I don’t think I ever mentioned it to him, but I’ve always remembered that as a time when I felt even more overwhelmed than usual with love for this wonderful, geeky, adorable boy.

Maybe it’s coming back

My attention span, that is. During and after grad school, I feared I was losing the ability to read books for pleasure (I may even have written about this, but I can’t be bothered to look). I seem to have regained it in the past few months, though, and I’ve actually killed off three books in the last two weeks. This can only be a good thing.

This one, spotted in the “new arrivals” section at work is strangely tempting:

Speaking of random photos, look over to the right. There’s a new feature here (OK, on flickr, really) that I’m calling Dailystream. It’s pretty much a “photo a day” kind of thing, which is not really innovative or exciting at all, except to me because this time I’m doing it rather than someone else.

Population implosion

I can’t help thinking that it probably doesn’t bode well for the Triad that there was only about 20% population growth here over the past ten years. By way of comparison, Wake County, where Raleigh is located, has added the equivalent of the entire population of Greensboro since 2000. Mecklenburg County, home to Charlotte, has added almost the entire population of Winston-Salem to its headcount in the same period of time.

Interestingly, the really big growth was in Fayetteville, where Fort Bragg is actually one of the nicer neighborhoods. So I guess there’s no accounting for taste.

Unrelated: happy birthday to the Pasadena Freeway.

On February and friendships

How much do I appreciate the very well-timed visits from two of my oldest and closest friends last month? Lots. It’s quite amazing the perspective that nearly thirty years of history with a friend (or two) can provide and how being together with them can help you get reacquainted with the person you really are and the things that you really value. And also to remember that the person you really are is one of the main things that you really value.

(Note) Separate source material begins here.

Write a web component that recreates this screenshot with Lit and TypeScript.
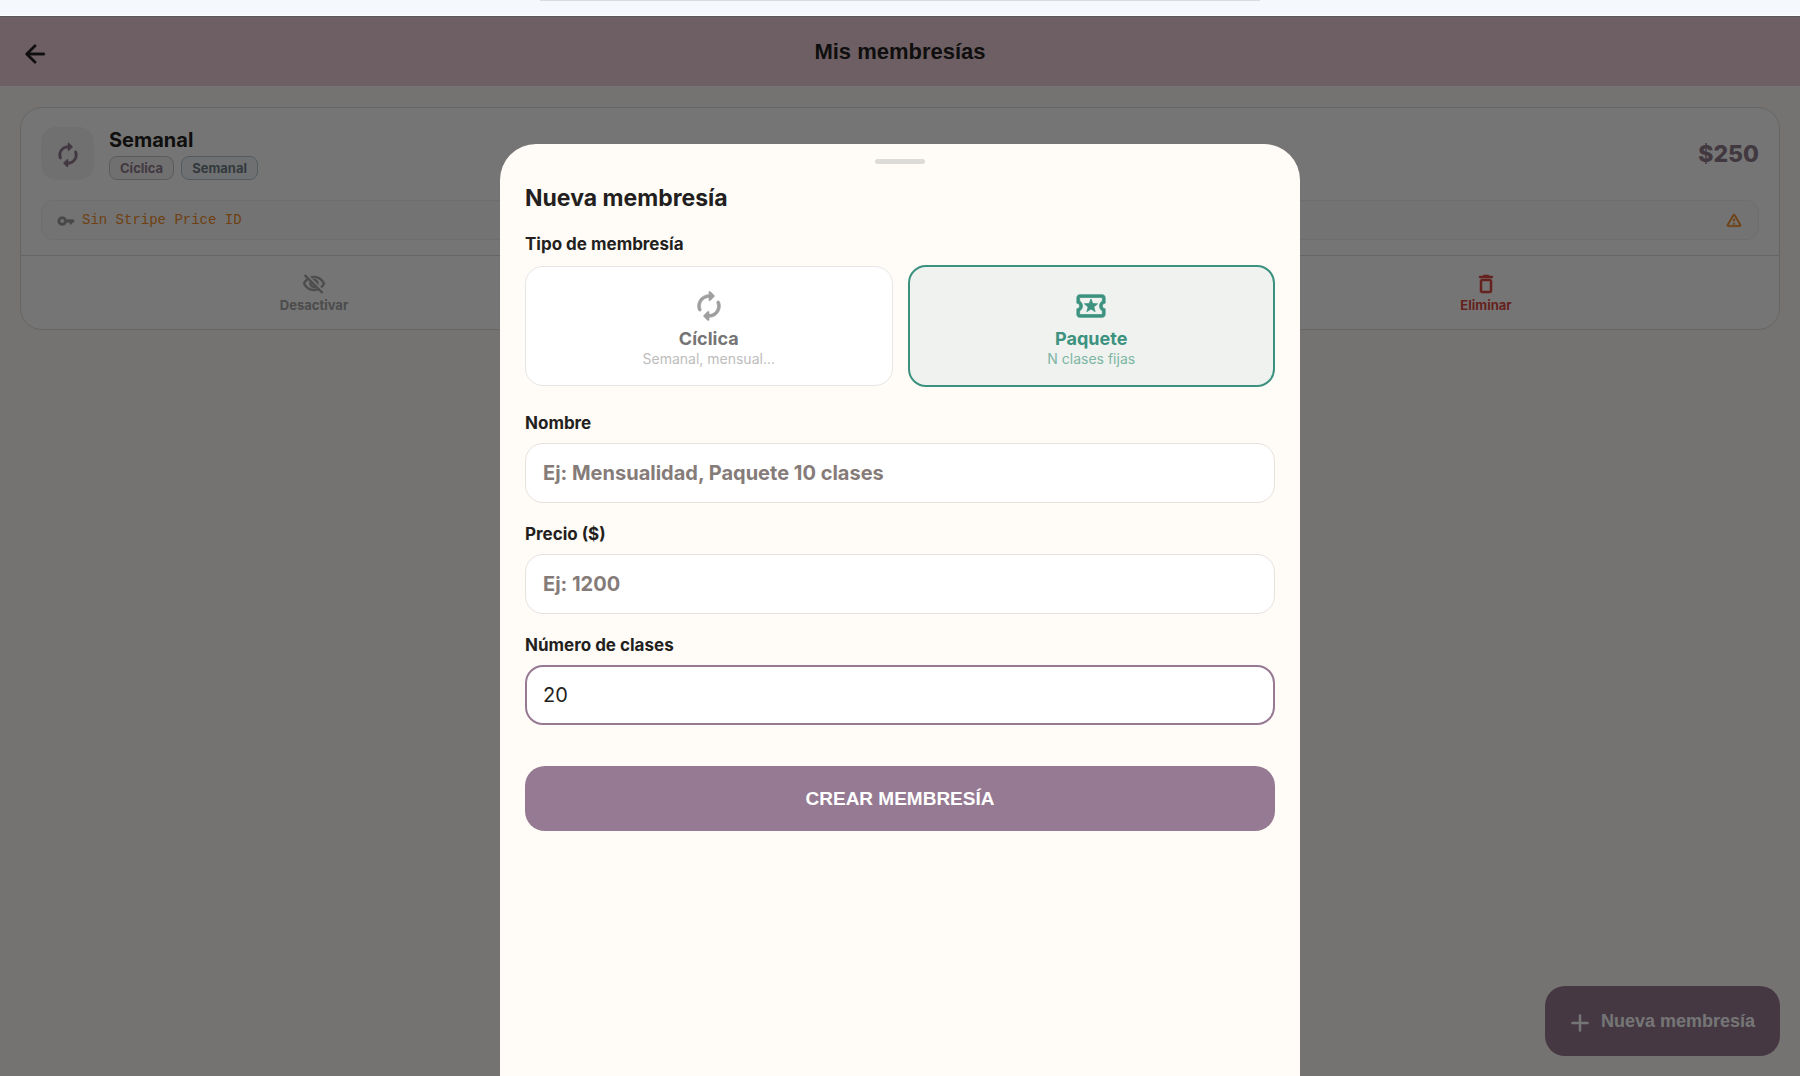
import { LitElement, html, css, svg } from "lit";
import { customElement, state } from "lit/decorators.js";

const icons = {
  back: svg`<path d="M19 11H7.83l4.88-4.88c.39-.39.39-1.03 0-1.42a.996.996 0 0 0-1.41 0l-6.59 6.59a.996.996 0 0 0 0 1.41l6.59 6.59a.996.996 0 1 0 1.41-1.41L7.83 13H19c.55 0 1-.45 1-1s-.45-1-1-1z"/>`,
  renew: svg`<path d="M12 6v1.79c0 .45.54.67.85.35l2.79-2.79c.2-.2.2-.51 0-.71l-2.79-2.79c-.31-.31-.85-.09-.85.36V4c-4.42 0-8 3.58-8 8 0 1.04.2 2.04.57 2.95.27.67 1.13.85 1.64.34.27-.27.38-.68.23-1.04C6.15 13.56 6 12.79 6 12c0-3.31 2.69-6 6-6zm5.79 2.71c-.27.27-.38.69-.23 1.04.28.7.44 1.46.44 2.25 0 3.31-2.69 6-6 6v-1.79c0-.45-.54-.67-.85-.35l-2.79 2.79c-.2.2-.2.51 0 .71l2.79 2.79c.31.31.85.09.85-.35V20c4.42 0 8-3.58 8-8 0-1.04-.2-2.04-.57-2.95-.27-.67-1.13-.85-1.64-.34z"/>`,
  key: svg`<path fill-rule="evenodd" d="M7 6a6 6 0 1 0 5.66 8H17v1a1.5 1.5 0 0 0 3 0v-1h1a2 2 0 0 0 0-4h-8.34A6 6 0 0 0 7 6zm0 3.2a2.8 2.8 0 1 1 0 5.6 2.8 2.8 0 0 1 0-5.6z"/>`,
  warn: svg`<path d="M12 5.99 19.53 19H4.47L12 5.99M2.74 18c-.77 1.33.19 3 1.73 3h15.06c1.54 0 2.5-1.67 1.73-3L13.73 4.99c-.77-1.33-2.69-1.33-3.46 0L2.74 18zM11 11v2c0 .55.45 1 1 1s1-.45 1-1v-2c0-.55-.45-1-1-1s-1 .45-1 1zm0 5h2v2h-2z"/>`,
  hide: svg`<path d="M12 6a9.77 9.77 0 0 1 8.82 5.5 9.647 9.647 0 0 1-2.41 3.12l1.41 1.41c1.39-1.23 2.49-2.77 3.18-4.53C21.27 7.11 17 4 12 4c-1.27 0-2.49.2-3.64.57l1.65 1.65C10.66 6.09 11.32 6 12 6zm-1.07 1.14L13 9.21c.57.25 1.03.71 1.28 1.28l2.07 2.07c.08-.34.14-.7.14-1.07C16.5 9.01 14.48 7 12 7c-.37 0-.72.05-1.07.14zM2.01 3.87l2.68 2.68A11.738 11.738 0 0 0 1 11.5C2.73 15.89 7 19 12 19c1.52 0 2.98-.29 4.32-.82l3.42 3.42 1.41-1.41L3.42 2.45 2.01 3.87zm7.5 7.5 2.61 2.61c-.04.01-.08.02-.12.02a2.5 2.5 0 0 1-2.5-2.5c0-.05.01-.08.01-.13zm-3.4-3.4 1.75 1.75a4.6 4.6 0 0 0-.36 1.78 4.507 4.507 0 0 0 6.27 4.14l.98.98c-.88.24-1.8.38-2.75.38a9.77 9.77 0 0 1-8.82-5.5c.7-1.43 1.72-2.61 2.93-3.53z"/>`,
  trash: svg`<path d="M6 19c0 1.1.9 2 2 2h8c1.1 0 2-.9 2-2V9c0-1.1-.9-2-2-2H8c-1.1 0-2 .9-2 2v10zM8 9h8v10H8V9zm7.5-5-.71-.71c-.18-.18-.44-.29-.7-.29H9.91c-.26 0-.52.11-.7.29L8.5 4H6c-.55 0-1 .45-1 1s.45 1 1 1h12c.55 0 1-.45 1-1s-.45-1-1-1h-2.5z"/>`,
  ticket: svg`<path d="M20 12c0-1.1.9-2 2-2V6c0-1.1-.9-2-2-2H4c-1.1 0-1.99.9-1.99 2v4c1.1 0 1.99.9 1.99 2s-.89 2-2 2v4c0 1.1.9 2 2 2h16c1.1 0 2-.9 2-2v-4c-1.1 0-2-.9-2-2zm0-3.46c-1.19.69-2 1.99-2 3.46s.81 2.77 2 3.46V18H4v-2.54c1.19-.69 2-1.99 2-3.46 0-1.48-.8-2.77-1.99-3.46L4 6h16v2.54zM9.07 16 12 14.12 14.93 16l-.89-3.36 2.69-2.2-3.47-.21L12 7l-1.27 3.22-3.47.21 2.69 2.2z"/>`,
  add: svg`<path d="M18 13h-5v5c0 .55-.45 1-1 1s-1-.45-1-1v-5H6c-.55 0-1-.45-1-1s.45-1 1-1h5V6c0-.55.45-1 1-1s1 .45 1 1v5h5c.55 0 1 .45 1 1s-.45 1-1 1z"/>`,
};

const icon = (name: keyof typeof icons, size: string) =>
  html`<svg class="icon ${size}" viewBox="0 0 24 24" aria-hidden="true">${icons[name]}</svg>`;

@customElement("app-root")
export class AppRoot extends LitElement {
  static styles = css`
    :host {
      display: flex;
      flex-direction: column;
      height: 100vh;
      overflow: hidden;
      font-family: Inter, "Liberation Sans", sans-serif;
      color: #231f20;
    }
    * { box-sizing: border-box; }
    button, input { font: inherit; color: inherit; margin: 0; }
    button { border: 0; background: none; padding: 0; cursor: pointer; }
    h1, h2, p { margin: 0; }
    .icon { display: block; flex: none; fill: currentColor; stroke: currentColor; stroke-width: 0.5; }
    .s18 { width: 18px; height: 18px; }
    .s24 { width: 24px; height: 24px; }
    .s28 { width: 28px; height: 28px; }
    .s30 { width: 30px; height: 30px; }
    .s34 { width: 34px; height: 34px; }

    .chrome {
      flex: none;
      height: 16px;
      background: #f5f9fd;
      border-bottom: 1px solid #ffffff;
      display: flex;
      justify-content: center;
    }
    .address { width: 40%; height: 1px; background: #d9dcdf; }
    .screen { flex: 1; position: relative; background: #fffbf7; overflow: hidden; }

    .bar {
      display: grid;
      grid-template-columns: 1fr auto 1fr;
      align-items: center;
      height: 70px;
      padding: 0 20px;
      background: #efd0d9;
      border-top: 1px solid #c9bcc6;
    }
    .bar h1 {
      font-family: "Liberation Sans", sans-serif;
      font-size: 22px; line-height: 28px; font-weight: 700;
    }
    .back { justify-self: start; padding-top: 4px; }
    .back .icon { stroke-width: 0.3; }

    .list { padding: 21px 20px; }
    .card { border: 1px solid #dcdcdc; border-radius: 22px; background: #ffffff; overflow: hidden; }
    .body { padding: 19px 20px 15px; display: flex; flex-direction: column; gap: 20px; }
    .top { display: flex; align-items: center; gap: 15px; }
    .badge {
      width: 53px; height: 53px; border-radius: 15px; background: #f5f4f5;
      display: grid; place-items: center; padding-top: 3px; color: #8f7a8d;
    }
    .info { flex: 1; }
    .info h2 { font-size: 20px; line-height: 26px; font-weight: 700; }
    .tags { display: flex; gap: 7px; padding-top: 3px; }
    .tag {
      height: 24px; padding: 0 10px; border: 1px solid; border-radius: 8px;
      font-size: 13px; line-height: 22px; font-weight: 700;
    }
    .tag.rose { color: #8f7a8d; border-color: #cbc4ca; background: #f7f4f6; }
    .tag.blue { color: #6f7d86; border-color: #b8c2c8; background: #f1f5f6; }
    .price { font-size: 23px; line-height: 30px; font-weight: 800; color: #8f7a8d; }
    .stripe {
      display: flex; align-items: center; gap: 7px; height: 40px; padding: 0 15px;
      border: 1px solid #eeeeee; border-radius: 12px; background: #fafafa;
      color: #f28c28; font-family: "Liberation Mono", monospace; font-size: 14px;
    }
    .stripe p { flex: 1; padding-bottom: 1px; }
    .grey { color: #9e9e9e; padding-top: 2px; }
    .actions { display: grid; grid-template-columns: repeat(3, 1fr); border-top: 1px solid #dcdcdc; }
    .action {
      display: flex; flex-direction: column; align-items: center;
      padding: 16px 0 15px; font-size: 13px; line-height: 18px; font-weight: 700; color: #a6a6a6;
    }
    .action.danger { grid-column: 3; color: #dd4a42; }

    .fab {
      position: absolute; right: 20px; bottom: 20px; height: 70px; padding: 0 25px 0 20px;
      display: flex; align-items: center; gap: 6px; border-radius: 20px;
      background: #967a93; color: #ffffff;
      font-family: "Liberation Sans", sans-serif; font-size: 18px; font-weight: 700;
    }
    .fab .icon { stroke: none; margin-top: 4px; }

    .scrim {
      position: absolute; inset: 0; padding-top: 128px;
      background: rgba(0, 0, 0, 0.54);
      display: flex; justify-content: center;
    }
    .sheet {
      width: 100%; max-width: 800px; padding: 15px 25px;
      display: flex; flex-direction: column;
      background: #fffbf7; border-radius: 36px 36px 0 0;
    }
    .handle { align-self: center; width: 50px; height: 5px; border-radius: 3px; background: #dddbd7; }
    .sheet h2 { font-size: 23px; line-height: 30px; font-weight: 700; padding-top: 19px; }
    .label { font-size: 17px; line-height: 20px; font-weight: 700; }
    .kinds { border: 0; margin: 0; padding: 21px 0 0; min-width: 0; }
    .kinds legend { padding: 0; float: left; width: 100%; margin-bottom: 11px; }
    .options { clear: both; display: grid; grid-template-columns: 1fr 1fr; gap: 15px; align-items: center; }
    .kind {
      display: flex; flex-direction: column; align-items: center;
      height: 120px; padding-top: 22px; border: 1px solid #e6e6e6; border-radius: 18px;
      background: #ffffff; color: #757575;
    }
    .kind .icon { color: #9e9e9e; }
    .kind strong { font-size: 18px; line-height: 22px; font-weight: 700; padding-top: 5px; }
    .kind small { font-size: 14px; line-height: 18px; color: #bdbdbd; }
    .kind.on { height: 122px; border: 2px solid #3c927f; background: #eff2ef; color: #3c927f; }
    .kind.on .icon { color: #3c927f; }
    .kind.on small { color: #7db5a5; }
    .fields { display: flex; flex-direction: column; gap: 21px; padding-top: 26px; }
    .field { display: flex; flex-direction: column; gap: 10px; }
    .field input {
      width: 100%; height: 60px; padding: 0 17px; border: 1px solid #e8e1de; border-radius: 18px;
      background: #ffffff; font-size: 20px; outline: none;
    }
    .field input::placeholder { color: #857b79; font-weight: 700; opacity: 1; }
    .field input.active { border: 2px solid #967a93; padding: 0 16px; }
    .submit {
      margin-top: 41px; height: 65px; border-radius: 20px; background: #967a93; color: #ffffff;
      font-family: "Liberation Sans", sans-serif; font-size: 19px; font-weight: 700;
    }
  `;

  @state() private kind = "paquete";

  private option(id: string, name: string, note: string, glyph: keyof typeof icons) {
    const on = this.kind === id;
    return html`<button type="button" class="kind ${on ? "on" : ""}" aria-pressed=${on}
      @click=${() => (this.kind = id)}>
      ${icon(glyph, "s34")}<strong>${name}</strong><small>${note}</small>
    </button>`;
  }

  render() {
    return html`
      <div class="chrome"><div class="address"></div></div>
      <div class="screen">
        <header class="bar">
          <button class="back" aria-label="Volver">${icon("back", "s30")}</button>
          <h1>Mis membresías</h1>
        </header>
        <main class="list">
          <article class="card">
            <div class="body">
              <div class="top">
                <div class="badge">${icon("renew", "s28")}</div>
                <div class="info">
                  <h2>Semanal</h2>
                  <div class="tags"><span class="tag rose">Cíclica</span><span class="tag blue">Semanal</span></div>
                </div>
                <p class="price">$250</p>
              </div>
              <div class="stripe">
                <span class="grey">${icon("key", "s18")}</span>
                <p>Sin Stripe Price ID</p>
                ${icon("warn", "s18")}
              </div>
            </div>
            <div class="actions">
              <button class="action">${icon("hide", "s24")}Desactivar</button>
              <button class="action danger">${icon("trash", "s24")}Eliminar</button>
            </div>
          </article>
        </main>
        <button class="fab">${icon("add", "s30")}Nueva membresía</button>
        <div class="scrim">
          <form class="sheet" role="dialog" aria-labelledby="title" @submit=${(e: Event) => e.preventDefault()}>
            <div class="handle"></div>
            <h2 id="title">Nueva membresía</h2>
            <fieldset class="kinds">
              <legend class="label">Tipo de membresía</legend>
              <div class="options">
                ${this.option("ciclica", "Cíclica", "Semanal, mensual...", "renew")}
                ${this.option("paquete", "Paquete", "N clases fijas", "ticket")}
              </div>
            </fieldset>
            <div class="fields">
              <div class="field">
                <label class="label" for="name">Nombre</label>
                <input id="name" type="text" placeholder="Ej: Mensualidad, Paquete 10 clases" />
              </div>
              <div class="field">
                <label class="label" for="price">Precio ($)</label>
                <input id="price" type="text" inputmode="decimal" placeholder="Ej: 1200" />
              </div>
              <div class="field">
                <label class="label" for="count">Número de clases</label>
                <input id="count" class="active" type="text" inputmode="numeric" value="20" />
              </div>
            </div>
            <button class="submit" type="submit">CREAR MEMBRESÍA</button>
          </form>
        </div>
      </div>
    `;
  }
}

For keeping me in touch with my sense of humor, for helping me reexamine my priorities, for understanding the confusing place I’m in right now, and for generally helping me remember that I am a pretty damned OK person, I offer my thanks. And my apologies for the fact that I probably haven’t been as available for you over the past few years as you have for me. That will be something for me to work on. In fact, I have a lot of stuff to work on right now, but that’s near the top of the list.

Incidentally, it was nice to have so many excuses to overeat, too…

Randomly Friday

By some strange miracle, I seem to be considerably healthier today than I was at my physical six months ago. I’ve lost weight, my “good” cholesterol is up (my “bad” is always low anyway) and I’ve backtracked quite a bit on that road to diabetes, heart disease, and all sorts of other nasty things. I’m kind of amazed, considering how rough the past few months have been for me personally and how–until a  few weeks ago when I finally got my head out of my ass–I was basically using comfort food and lethargy to treat the symptoms.

So can I lose fifty pounds this year? What say ye?

Other stuff:

  • Mark arrives for a quick visit tomorrow. It will be the first time we’ve seen each other since December and I am much looking forward to it.
  • The oldest supermarket in Charlotte is about to be torn down. I’m a  little depressed about that, but I’d be more depressed if there were a little more of the original buidling left to begin with.
  • In case you care what I’ve been doing at work lately, here are two samples. They’re part of a bigger project I’m working on that’s still in beta (and not finished).
  • I actually had occasion to bring my Zip drive to work (and even to use it) last week as well. That was fun.
  • There’s something else big that’s supposed to make up this last bullet point, but I don’t remember what it is.